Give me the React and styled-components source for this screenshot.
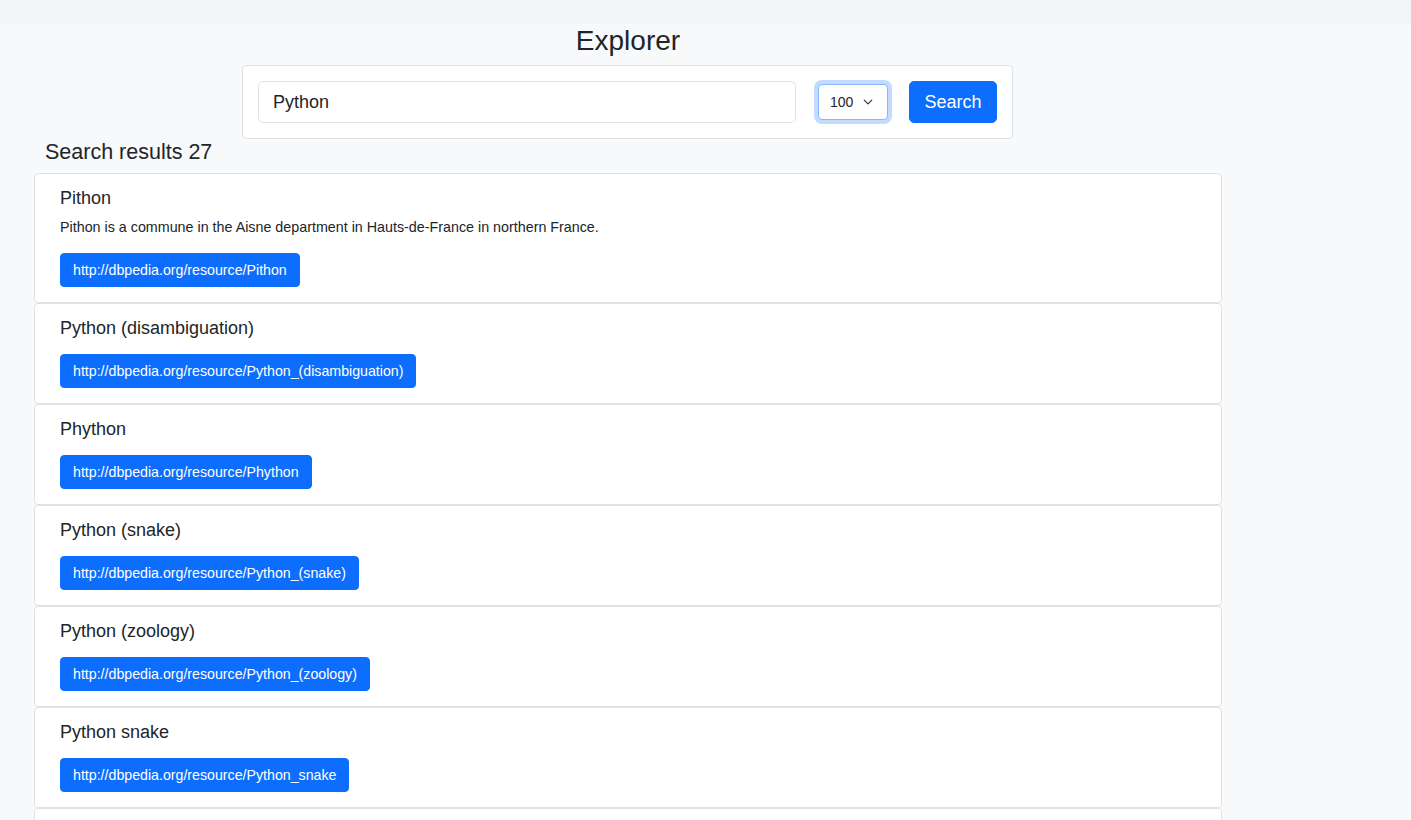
...
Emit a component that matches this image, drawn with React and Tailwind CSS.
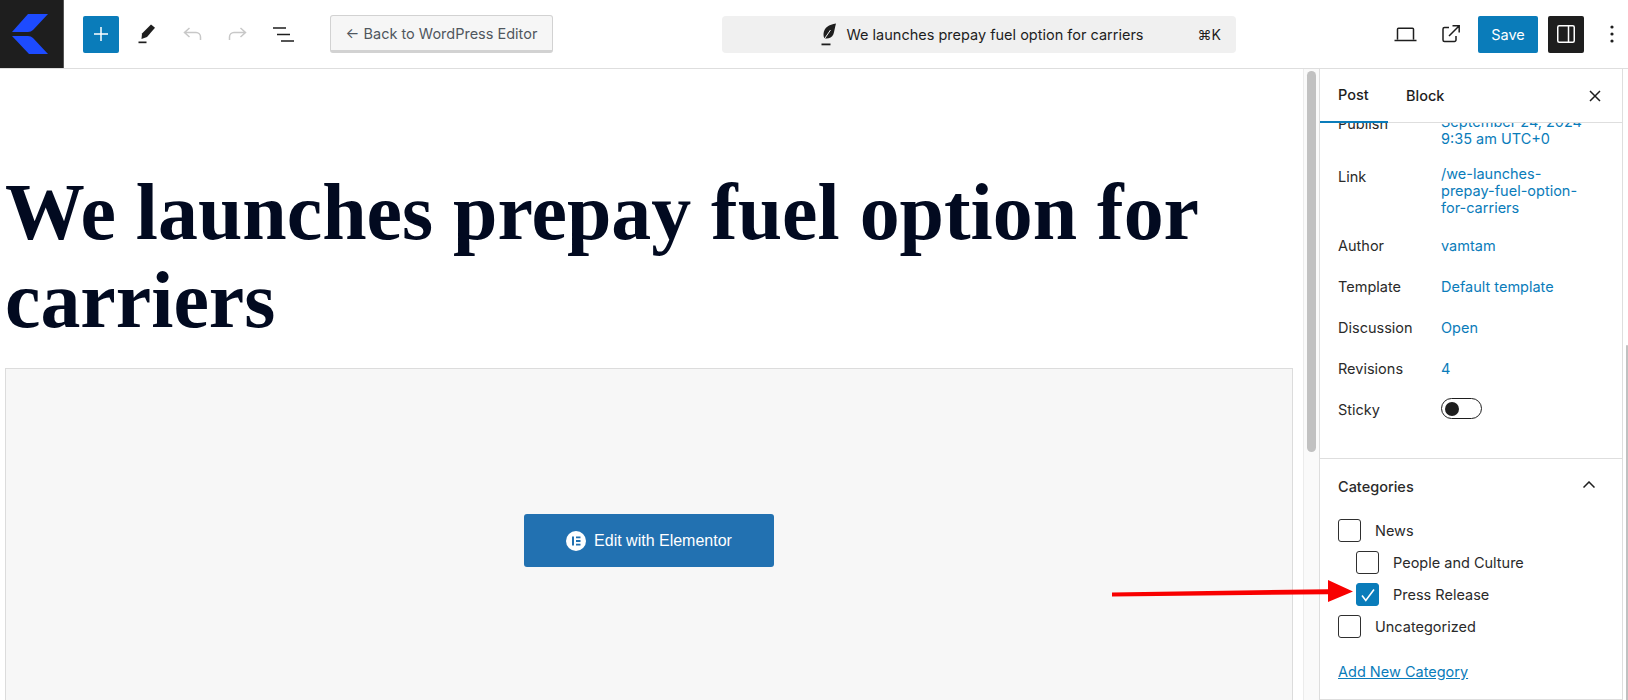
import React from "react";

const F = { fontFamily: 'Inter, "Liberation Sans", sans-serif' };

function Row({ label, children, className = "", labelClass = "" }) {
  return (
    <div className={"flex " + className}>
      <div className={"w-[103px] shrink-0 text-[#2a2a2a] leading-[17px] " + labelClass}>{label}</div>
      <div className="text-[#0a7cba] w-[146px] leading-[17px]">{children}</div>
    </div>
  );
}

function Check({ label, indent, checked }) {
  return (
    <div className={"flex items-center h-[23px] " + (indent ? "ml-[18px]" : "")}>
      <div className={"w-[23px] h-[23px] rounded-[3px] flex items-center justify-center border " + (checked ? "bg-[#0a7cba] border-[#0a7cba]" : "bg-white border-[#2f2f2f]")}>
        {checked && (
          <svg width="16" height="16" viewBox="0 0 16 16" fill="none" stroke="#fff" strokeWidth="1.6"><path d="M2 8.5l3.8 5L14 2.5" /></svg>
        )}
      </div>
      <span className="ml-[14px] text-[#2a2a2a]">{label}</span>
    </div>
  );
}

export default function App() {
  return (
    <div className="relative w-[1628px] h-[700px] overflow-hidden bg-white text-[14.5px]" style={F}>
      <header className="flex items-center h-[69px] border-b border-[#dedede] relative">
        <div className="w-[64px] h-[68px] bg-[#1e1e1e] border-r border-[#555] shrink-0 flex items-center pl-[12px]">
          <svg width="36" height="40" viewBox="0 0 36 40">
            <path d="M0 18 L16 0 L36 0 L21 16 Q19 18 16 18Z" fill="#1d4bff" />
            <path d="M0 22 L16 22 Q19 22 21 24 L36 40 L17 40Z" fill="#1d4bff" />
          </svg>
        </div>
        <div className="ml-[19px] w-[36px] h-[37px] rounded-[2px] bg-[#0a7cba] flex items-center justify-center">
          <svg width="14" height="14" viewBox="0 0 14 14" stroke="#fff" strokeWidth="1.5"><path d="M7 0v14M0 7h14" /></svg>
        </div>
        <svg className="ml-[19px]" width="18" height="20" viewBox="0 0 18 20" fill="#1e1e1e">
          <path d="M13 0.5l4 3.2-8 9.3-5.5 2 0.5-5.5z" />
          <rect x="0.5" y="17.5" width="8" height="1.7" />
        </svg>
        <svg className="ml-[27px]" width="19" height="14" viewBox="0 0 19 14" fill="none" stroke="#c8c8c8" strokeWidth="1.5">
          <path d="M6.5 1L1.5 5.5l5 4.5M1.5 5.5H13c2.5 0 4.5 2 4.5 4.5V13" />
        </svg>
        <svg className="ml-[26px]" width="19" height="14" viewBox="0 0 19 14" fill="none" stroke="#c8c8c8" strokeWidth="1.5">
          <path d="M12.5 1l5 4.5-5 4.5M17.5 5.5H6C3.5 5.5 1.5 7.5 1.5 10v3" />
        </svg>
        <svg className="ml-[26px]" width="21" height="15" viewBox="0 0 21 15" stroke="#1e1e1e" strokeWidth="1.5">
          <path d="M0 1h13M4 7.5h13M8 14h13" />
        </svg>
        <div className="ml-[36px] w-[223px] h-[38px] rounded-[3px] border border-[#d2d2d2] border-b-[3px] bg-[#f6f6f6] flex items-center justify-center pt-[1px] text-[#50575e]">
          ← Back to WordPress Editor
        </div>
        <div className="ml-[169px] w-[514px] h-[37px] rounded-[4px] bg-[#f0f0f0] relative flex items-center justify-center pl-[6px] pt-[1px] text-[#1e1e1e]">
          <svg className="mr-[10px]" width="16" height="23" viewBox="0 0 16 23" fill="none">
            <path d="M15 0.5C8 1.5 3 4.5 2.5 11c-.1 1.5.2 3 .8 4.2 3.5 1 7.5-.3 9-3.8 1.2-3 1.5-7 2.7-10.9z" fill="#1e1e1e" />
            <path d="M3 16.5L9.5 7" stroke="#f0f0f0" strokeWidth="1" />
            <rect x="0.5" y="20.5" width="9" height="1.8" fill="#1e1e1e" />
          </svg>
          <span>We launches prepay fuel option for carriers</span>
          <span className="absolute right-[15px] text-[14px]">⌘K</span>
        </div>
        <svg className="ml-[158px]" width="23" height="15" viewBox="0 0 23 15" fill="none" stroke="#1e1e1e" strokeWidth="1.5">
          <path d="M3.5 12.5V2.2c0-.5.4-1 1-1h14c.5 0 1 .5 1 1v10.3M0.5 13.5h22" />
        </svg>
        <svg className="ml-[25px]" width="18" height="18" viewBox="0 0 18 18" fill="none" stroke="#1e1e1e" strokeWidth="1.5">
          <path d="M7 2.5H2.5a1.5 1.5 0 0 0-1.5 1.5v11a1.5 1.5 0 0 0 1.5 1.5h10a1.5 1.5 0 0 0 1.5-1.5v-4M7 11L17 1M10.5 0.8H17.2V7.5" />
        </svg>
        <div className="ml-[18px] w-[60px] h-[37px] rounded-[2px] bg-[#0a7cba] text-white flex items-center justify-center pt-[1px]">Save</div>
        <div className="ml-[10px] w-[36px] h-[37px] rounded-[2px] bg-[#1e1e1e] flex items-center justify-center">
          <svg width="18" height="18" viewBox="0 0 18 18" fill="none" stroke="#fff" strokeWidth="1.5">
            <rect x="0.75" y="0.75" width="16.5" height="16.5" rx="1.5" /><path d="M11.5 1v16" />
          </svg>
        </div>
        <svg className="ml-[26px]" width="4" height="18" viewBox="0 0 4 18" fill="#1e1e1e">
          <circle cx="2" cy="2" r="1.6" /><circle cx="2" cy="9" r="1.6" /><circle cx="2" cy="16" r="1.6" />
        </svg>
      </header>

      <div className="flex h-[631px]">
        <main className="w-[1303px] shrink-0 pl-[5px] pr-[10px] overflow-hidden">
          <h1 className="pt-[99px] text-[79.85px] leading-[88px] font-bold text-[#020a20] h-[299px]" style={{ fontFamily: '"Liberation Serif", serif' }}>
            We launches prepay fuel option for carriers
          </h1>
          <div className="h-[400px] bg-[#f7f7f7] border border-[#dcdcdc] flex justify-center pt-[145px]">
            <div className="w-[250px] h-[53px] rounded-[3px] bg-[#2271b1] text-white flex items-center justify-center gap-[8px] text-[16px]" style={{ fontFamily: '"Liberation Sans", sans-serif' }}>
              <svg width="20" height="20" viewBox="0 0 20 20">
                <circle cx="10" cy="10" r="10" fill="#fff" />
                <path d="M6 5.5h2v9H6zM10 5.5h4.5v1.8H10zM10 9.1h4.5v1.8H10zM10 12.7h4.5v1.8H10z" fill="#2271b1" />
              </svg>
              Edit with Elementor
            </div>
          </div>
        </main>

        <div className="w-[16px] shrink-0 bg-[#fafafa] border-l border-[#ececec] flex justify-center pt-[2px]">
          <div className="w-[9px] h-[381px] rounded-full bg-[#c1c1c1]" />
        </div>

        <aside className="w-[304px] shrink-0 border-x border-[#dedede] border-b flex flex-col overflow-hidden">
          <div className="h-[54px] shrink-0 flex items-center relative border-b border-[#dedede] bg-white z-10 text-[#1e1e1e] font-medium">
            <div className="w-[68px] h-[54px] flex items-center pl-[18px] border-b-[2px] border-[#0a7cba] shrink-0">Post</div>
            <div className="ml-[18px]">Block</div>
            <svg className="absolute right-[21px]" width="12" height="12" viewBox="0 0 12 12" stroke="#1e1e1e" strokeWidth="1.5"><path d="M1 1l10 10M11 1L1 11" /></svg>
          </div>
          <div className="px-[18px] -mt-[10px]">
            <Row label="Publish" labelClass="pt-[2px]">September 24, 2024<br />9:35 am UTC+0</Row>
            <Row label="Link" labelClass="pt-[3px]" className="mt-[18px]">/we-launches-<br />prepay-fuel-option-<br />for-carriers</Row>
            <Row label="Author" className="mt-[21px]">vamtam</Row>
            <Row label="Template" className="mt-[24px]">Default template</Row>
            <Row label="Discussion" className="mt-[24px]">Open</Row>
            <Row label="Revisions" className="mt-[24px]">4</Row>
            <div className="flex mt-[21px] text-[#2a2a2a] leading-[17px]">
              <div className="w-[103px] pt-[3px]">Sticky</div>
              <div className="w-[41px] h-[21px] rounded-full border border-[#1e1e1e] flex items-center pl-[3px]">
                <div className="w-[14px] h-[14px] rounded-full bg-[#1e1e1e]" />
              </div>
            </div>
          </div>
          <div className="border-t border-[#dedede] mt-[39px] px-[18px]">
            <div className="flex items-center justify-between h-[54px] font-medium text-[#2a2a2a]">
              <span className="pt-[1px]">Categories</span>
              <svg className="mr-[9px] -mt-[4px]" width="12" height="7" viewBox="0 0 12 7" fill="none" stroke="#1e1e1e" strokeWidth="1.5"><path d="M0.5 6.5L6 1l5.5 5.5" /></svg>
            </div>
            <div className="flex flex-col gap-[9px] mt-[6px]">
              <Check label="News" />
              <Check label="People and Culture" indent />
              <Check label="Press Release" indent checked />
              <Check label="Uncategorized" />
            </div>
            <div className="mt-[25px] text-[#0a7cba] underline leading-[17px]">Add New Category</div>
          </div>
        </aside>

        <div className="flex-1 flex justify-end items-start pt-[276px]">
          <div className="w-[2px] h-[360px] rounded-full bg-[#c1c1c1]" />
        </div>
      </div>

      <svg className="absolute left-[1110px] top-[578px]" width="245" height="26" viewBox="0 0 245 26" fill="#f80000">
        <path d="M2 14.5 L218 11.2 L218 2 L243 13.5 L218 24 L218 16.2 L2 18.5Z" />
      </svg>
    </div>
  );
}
==
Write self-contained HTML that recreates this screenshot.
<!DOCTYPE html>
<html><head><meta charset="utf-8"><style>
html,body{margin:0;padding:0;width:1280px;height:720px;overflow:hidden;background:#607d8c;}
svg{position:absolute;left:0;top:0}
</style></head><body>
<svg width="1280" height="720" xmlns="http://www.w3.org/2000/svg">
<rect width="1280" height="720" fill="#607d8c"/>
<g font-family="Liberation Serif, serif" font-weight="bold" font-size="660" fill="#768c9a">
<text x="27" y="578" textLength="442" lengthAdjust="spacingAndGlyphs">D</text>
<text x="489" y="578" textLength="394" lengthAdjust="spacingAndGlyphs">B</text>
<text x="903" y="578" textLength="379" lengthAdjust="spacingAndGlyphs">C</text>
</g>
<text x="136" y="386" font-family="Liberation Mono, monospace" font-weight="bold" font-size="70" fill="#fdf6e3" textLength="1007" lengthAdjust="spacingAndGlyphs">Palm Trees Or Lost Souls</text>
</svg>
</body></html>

Written instruction
Return every line above that contains the word "with".

The answer
Emit a component that matches this image, drawn with React and Tailwind CSS.
              Edit with Elementor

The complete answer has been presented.